Alternatively, the DeRec Protocol is unique in the way it offers a standard, decentralized safety net with which any lost or misplaced credentials (or any secret) can be recovered without incurring the risks associated with centralized approaches or sloppy management of personal secrets. The DeRec Protocol is 100 percent agnostic in that it can work for any credential or secret regardless of that secret’s association with any specific entity or service (see What Types of Secrets Can Be Protected with the DeRec Protocol?).
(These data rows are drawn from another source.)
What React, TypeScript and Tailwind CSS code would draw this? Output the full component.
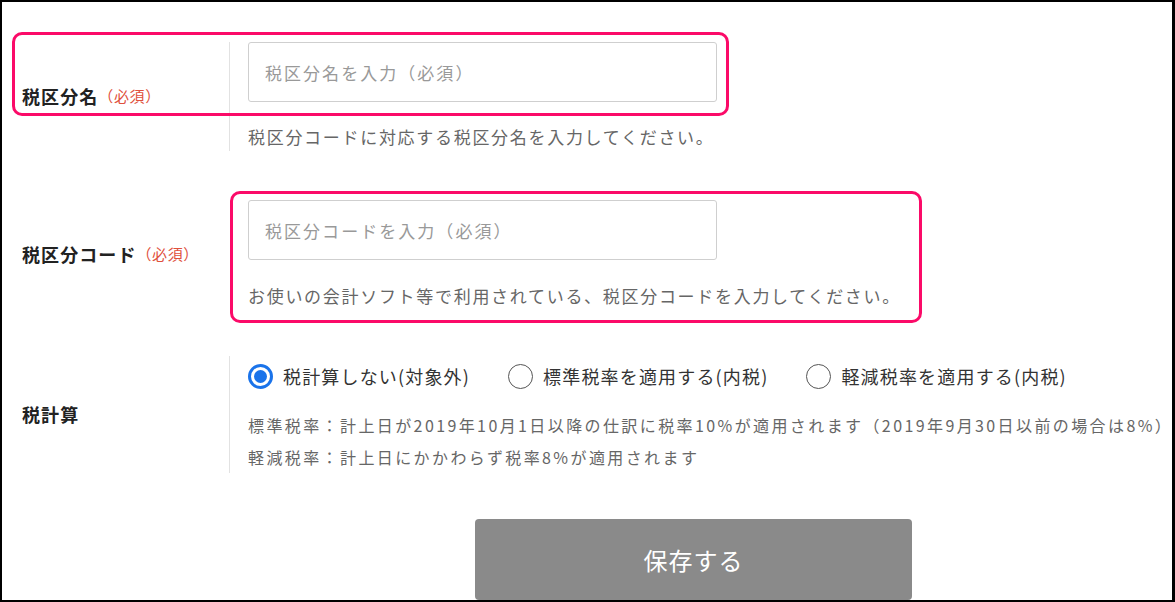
import { useState } from 'react';

const font = { fontFamily: '"Noto Sans CJK JP", "Noto Sans", sans-serif' };

function Radio({ checked, label, onClick }: { checked: boolean; label: string; onClick: () => void }) {
    return (
        <button type="button" onClick={onClick} className="flex items-center gap-[10px]">
            {checked ? (
                <span className="w-[25px] h-[25px] rounded-full border-[3px] border-[#1a73ea] flex items-center justify-center">
                    <span className="w-[13px] h-[13px] rounded-full bg-[#1a73ea]" />
                </span>
            ) : (
                <span className="w-[25px] h-[25px] rounded-full border-[1.5px] border-[#555]" />
            )}
            <span className="text-[18px] tracking-[0.065em] text-[#333] leading-[26px]">{label}</span>
        </button>
    );
}

function Label({ text, required }: { text: string; required?: boolean }) {
    return (
        <div className="flex items-center pl-[20px]">
            <span className="text-[18px] font-bold tracking-[0.06em] text-[#222]">{text}</span>
            {required && <span className="text-[15px] tracking-[0.04em] text-[#e0503c]">（必須）</span>}
        </div>
    );
}

export default function App() {
    const [name, setName] = useState('');
    const [code, setCode] = useState('');
    const [calc, setCalc] = useState(0);

    const options = ['税計算しない(対象外)', '標準税率を適用する(内税)', '軽減税率を適用する(内税)'];

    return (
        <div
            style={font}
            className="relative w-[1175px] h-[602px] overflow-hidden bg-white border-2 border-r-[3px] border-black"
        >
            <div className="pt-[40px]">
                {/* 税区分名 */}
                <div className="grid grid-cols-[227px_1fr]">
                    <Label text="税区分名" required />
                    <div className="border-l border-[#e2e2e2] pl-[18px] pb-[2px]">
                        <input
                            value={name}
                            onChange={(e) => setName(e.target.value)}
                            placeholder="税区分名を入力（必須）"
                            className="block w-[469px] h-[60px] border border-[#cfcfcf] rounded-[3px] px-[16px] text-[17px] tracking-[0.12em] text-[#333] placeholder-[#999] outline-none"
                        />
                        <p className="mt-[23px] text-[17px] leading-[24px] tracking-[0.1em] text-[#666]">
                            税区分コードに対応する税区分名を入力してください。
                        </p>
                    </div>
                </div>

                {/* 税区分コード */}
                <div className="grid grid-cols-[227px_1fr] mt-[49px]">
                    <Label text="税区分コード" required />
                    <div className="pl-[19px] pb-[1px]">
                        <input
                            value={code}
                            onChange={(e) => setCode(e.target.value)}
                            placeholder="税区分コードを入力（必須）"
                            className="block w-[469px] h-[60px] border border-[#cfcfcf] rounded-[3px] px-[16px] text-[17px] tracking-[0.12em] text-[#333] placeholder-[#999] outline-none"
                        />
                        <p className="mt-[24px] text-[17px] leading-[24px] tracking-[0.1em] text-[#666]">
                            お使いの会計ソフト等で利用されている、税区分コードを入力してください。
                        </p>
                    </div>
                </div>

                {/* 税計算 */}
                <div className="grid grid-cols-[227px_1fr] mt-[47px]">
                    <Label text="税計算" />
                    <div className="border-l border-[#e2e2e2] pl-[18px]">
                        <div className="flex items-center h-[40px] gap-[38px]">
                            {options.map((o, i) => (
                                <Radio key={o} label={o} checked={calc === i} onClick={() => setCalc(i)} />
                            ))}
                        </div>
                        <div className="mt-[13px] text-[16px] leading-[32px] tracking-[0.15em] text-[#666] whitespace-nowrap">
                            <p>標準税率：計上日が2019年10月1日以降の仕訳に税率10%が適用されます（2019年9月30日以前の場合は8%）</p>
                            <p>軽減税率：計上日にかかわらず税率8%が適用されます</p>
                        </div>
                    </div>
                </div>

                <button
                    type="button"
                    className="block ml-[473px] mt-[46px] w-[437px] h-[81px] rounded-[4px] bg-[#8a8a8a] text-white text-[24px] tracking-[0.04em]"
                >
                    保存する
                </button>
            </div>

            {/* annotation frames */}
            <div className="absolute left-[10px] top-[30px] w-[717px] h-[84px] border-[3px] border-[#fb0a68] rounded-[10px] pointer-events-none" />
            <div className="absolute left-[228px] top-[189px] w-[692px] h-[132px] border-[3px] border-[#fb0a68] rounded-[10px] pointer-events-none" />
        </div>
    );
}
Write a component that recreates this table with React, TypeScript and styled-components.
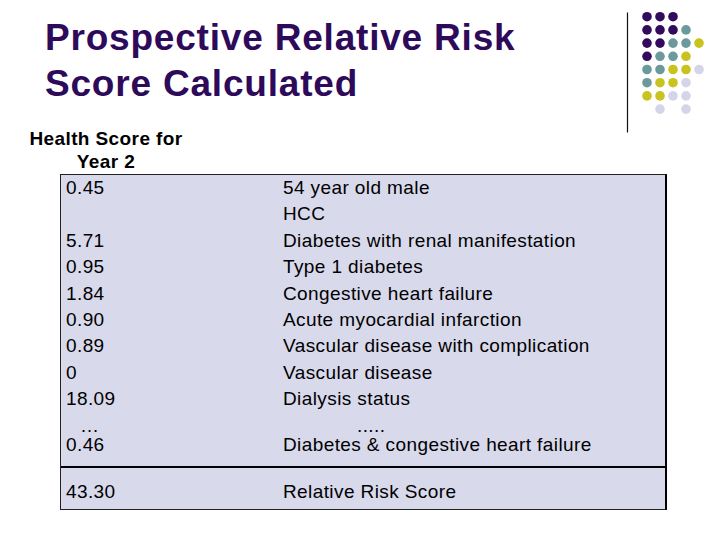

How does it do this? For an in-depth explanation of how exactly the DeRec Protocol works, please read What is Decentralized Recovery? But, in a nutshell, instead of relying on a central entity to aid in the protection or recovery of a lost or misplaced secret, the DeRec Protocol first protects that secret by splitting it into dissimilar encrypted fragments known as “DeRec Shares” (see our FAQ: What is a DeRec Share?) and then distributing those shares across a group of unrelated systems known as DeRec Helpers (see our FAQ: What is a DeRec Helper?). The reason the fragments are referred to as “shares” is because the DeRec Protocol relies on another standard known as Shamir’s Secret Sharing (SSS). According to the Wikipedia, SSS is an “algorithm for distributing private information (the “secret”) among a group. The secret cannot be revealed unless a quorum of the group acts together to pool their knowledge. To achieve this, the secret is mathematically divided into parts (the “shares”) from which the secret can be reassembled only when a sufficient number of shares are combined.”

As opposed to a centralized system where a secret must be shared with some central party or service as a part of protecting that secret from loss, the group dynamic of the DeRec Protocol infers that it is a decentralized technology where the secret is never shared with a central entity. In fact, it is never shared in its entirety with any entity. Furthermore, with the DeRec Protocol, the DeRec Helpers to which the DeRec Shares are distributed have no knowledge of who the other Helpers are, how many Helpers exist, nor do they have any means to decrypt the Shares in their possession.  

Should a secret that’s been protected with the DeRec Protocol become lost or misplaced, the owner of the secret (see our FAQ: What is a DeRec Owner?) can recall the Shares from the Helpers and reassemble that secret from those fragments (after first decrypting them, which only the owner of the secret can do). 

There’s a lot more to how the protocol works. For example, Helper redundancy is baked into the protocol in a way that the recovery process won’t fail due to the unanticipated inaccessibility of a single Helper. Also, it’s important to note that protocol itself is not an application. It’s an open source technology that developers can freely build into their new or existing applications in a way that those applications can participate in DeRec workflows. For example, as an addition to its existing credential management feature set, a web service could offer its end users the ability to protect their credentials with the DeRec Protocol. Meanwhile, large service providers (eg: wireless carriers) could provide a helper-as-a-service feature in order to expand their lists of subscriber benefits (see our FAQ: What is a DeRec Helper-as-a-Service (dHaaS)?)

Most importantly, for decades, the art of protecting and recovering secrets has relied on a centralized concept known as “shared secrets”. As innovations go, not only does the DeRec Protocol demonstrate why it’s unnecessary to share secrets in order to protect them, it proves how the application of a decentralized architecture to a legacy use case can actually eliminate the longstanding weaknesses that were originally introduced through traditional centralized approaches.